Genre Context: Time Travel Stories

In some ways, Wrong Place, Wrong Time is a time travel novel, a long-established subgenre of sci-fi fantasy. Often dated to H. G. Wells’s The Time Machine (1895), the genre of time travel became a staple of sci-fi: Characters board a vehicle or perhaps tumble into a different dimension through a previously unseen portal, or fall into a deep sleep and wake up in the past or future. McCallister’s work, however, is not so much a time travel novel as a time loop novel.

In a time loop novel, time is less linear than it is curved, with characters repeating the same period of time. A number of critically acclaimed television series feature time loops, most notably Netflix’s Russian Doll (2019-2020), an influence that McAllister acknowledges in her closing Note. A number of films also feature time loops, such as the romcom Palm Springs (2020), the slasher comedy Happy Death Day (2017), and the film Groundhog Day (1993), which Jen repeatedly invokes when trying to explain her dilemma.

Novels with time loops include A Week of Mondays (Jessica Brody, 2016), In a Holidaze (Christina Lauren, 2020), This Time Tomorrow (Emma Straub, 2022), and The Seven Deaths of Evelyn Hardcastle (Stuart Turton, 2018). The time loop genre coopts the theoretical possibility of a multiverse, where there are multiple versions of reality. Works featuring time loops suggest that characters have control over their lives, and that they can learn from experience to shape a better reality. They contrast with conventional novels, where time is linear.

Philosophical Context: The Nature of the Self

Wrong Place, Wrong Time is driven by a question that has challenged moral and ethical philosophers: Can a person change?
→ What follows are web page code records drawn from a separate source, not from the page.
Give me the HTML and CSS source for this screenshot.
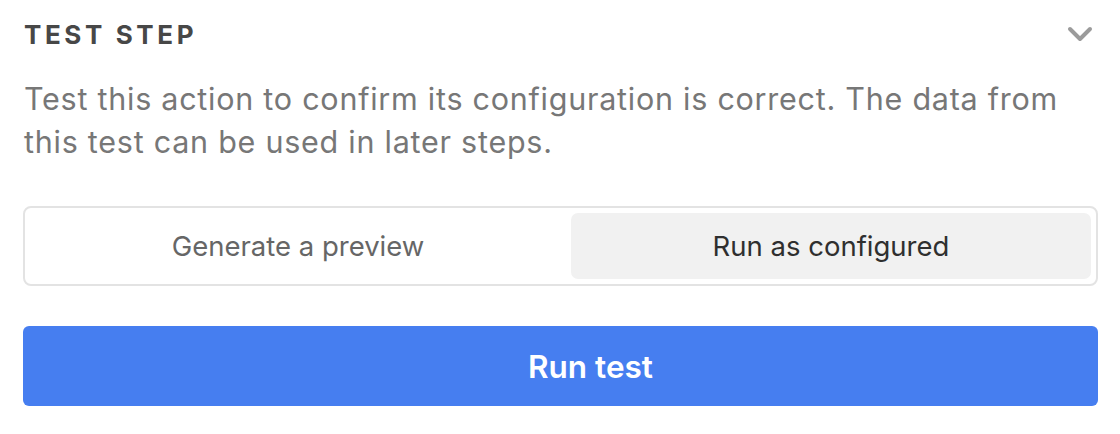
FILE: index.html
```html
<!DOCTYPE html>
<html lang="en">
  <head>
    <meta charset="UTF-8" />
    <meta name="viewport" content="width=device-width, initial-scale=1.0" />
    <link rel="stylesheet" href="styles.css">
    <title>Test step</title>
  </head>
  <body>
    <section class="test-step">
      <div class="step-header">
        <h2 class="step-title">Test step</h2>
        <button type="button" class="collapse-btn" aria-label="Collapse">
          <svg width="26" height="17" viewBox="0 0 26 17">
            <path d="M3 3 L13 13 L23 3" fill="none" stroke="#9b9b9b" stroke-width="4" stroke-linecap="round" stroke-linejoin="round" />
          </svg>
        </button>
      </div>
      <p class="step-text">
        Test this action to confirm its configuration is correct. The data from
        this test can be used in later steps.
      </p>
      <div class="mode-switch">
        <button type="button" class="mode-option">Generate a preview</button>
        <button type="button" class="mode-option mode-option--active">Run as configured</button>
      </div>
      <button type="button" class="run-btn">Run test</button>
    </section>
  </body>
</html>
```

FILE: styles.css
```css
h1,
h2,
p {
  margin: 0;
  padding: 0;
}

body {
  margin: 0;
  background-color: #fff;
  font-family: Inter, "Noto Sans", sans-serif;
}

button {
  font-family: inherit;
}

.test-step {
  display: flex;
  flex-direction: column;
  padding: 18px 22px 0 23px;
}

.step-header {
  display: flex;
  justify-content: space-between;
  align-items: center;
  height: 32px;
}

.step-title {
  margin-left: 1px;

  font-size: 26px;
  font-weight: 700;
  letter-spacing: 3.6px;
  text-transform: uppercase;
  color: #474747;
}

.collapse-btn {
  display: flex;
  padding: 0;
  margin-right: 5px;

  background: none;
  border: none;
  cursor: pointer;
}

.step-text {
  max-width: 1060px;
  margin-top: 27px;
  margin-left: 1px;

  font-size: 30.5px;
  line-height: 43px;
  letter-spacing: 0.75px;
  color: #777;
}

.mode-switch {
  display: flex;
  gap: 5px;
  margin-top: 43px;
  padding: 5px;

  border: 2px solid #e3e3e3;
  border-radius: 8px;
}

.mode-option {
  flex: auto;
  height: 66px;

  font-size: 27.5px;
  color: #666;
  background: none;
  border: none;
  border-radius: 7px;
  cursor: pointer;
}

.mode-option--active {
  color: #2f2f2f;
  background-color: #f1f1f1;
}

.run-btn {
  height: 80px;
  margin-top: 40px;
  padding-left: 66px;

  font-size: 31.5px;
  font-weight: 600;
  color: #fff;
  background-color: #467ef0;
  border: none;
  border-radius: 6px;
  cursor: pointer;
}
```
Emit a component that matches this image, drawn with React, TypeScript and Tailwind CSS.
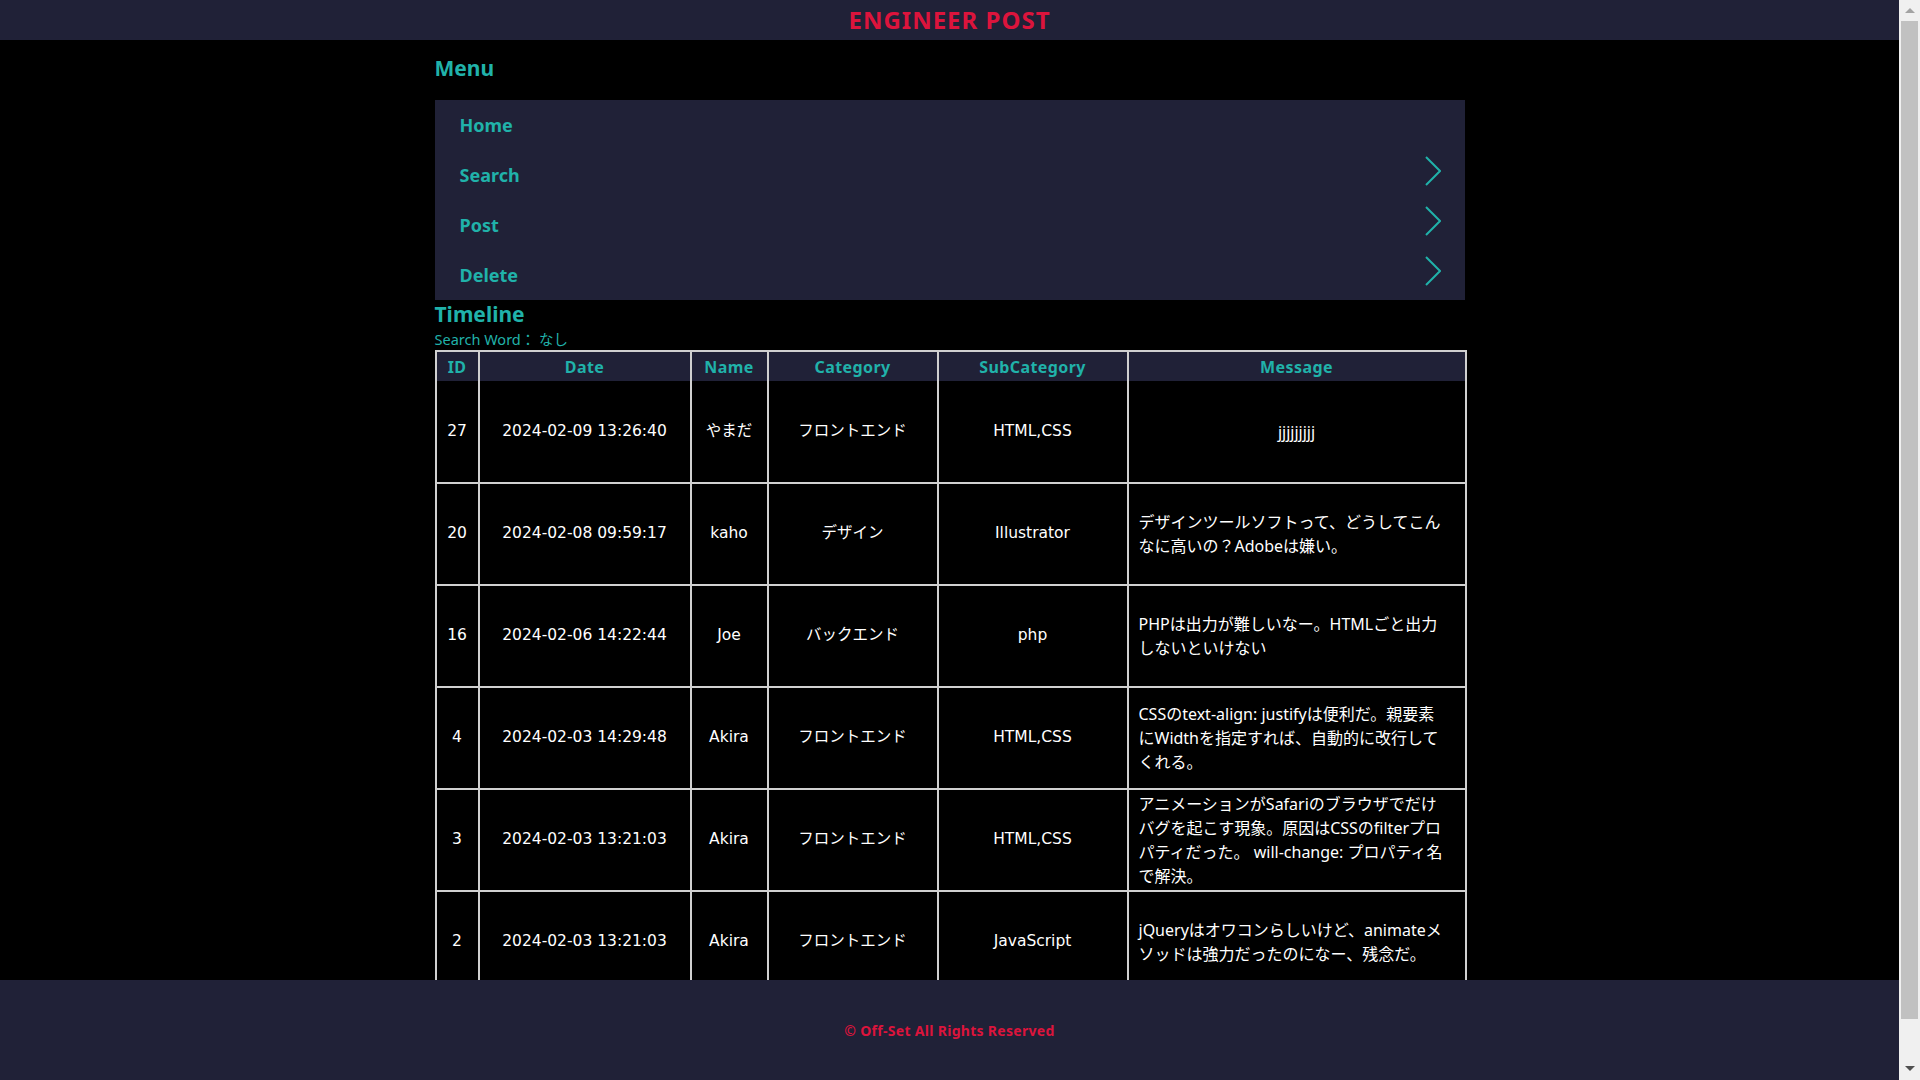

The debate over character change is long—the Greek philosopher Aristotle doubted a person could change; Christian philosophers believed change could be brought about only through divine intervention; Sigmund Freud, who founded psychoanalysis, taught generations of psychologists that real change was dubious, that a person should be content with being aware of the root of their problematic choices.

The novel is a drama of personal redemption. It echoes the story of Charles Dickens’s Ebenezer Scrooge of A Christmas Carol (1843), who travels in time with three ghosts and becomes a better person. Like Scrooge, Jen is a flawed character. In her case, she feels guilty for being an ineffective mother, a distant wife, and someone addicted to work. Through her time loop adventure, she comes to understand, as Scrooge does, the importance of love and the need for human connection. She experiences a similar moment of redemption and realizes she has been given a second chance.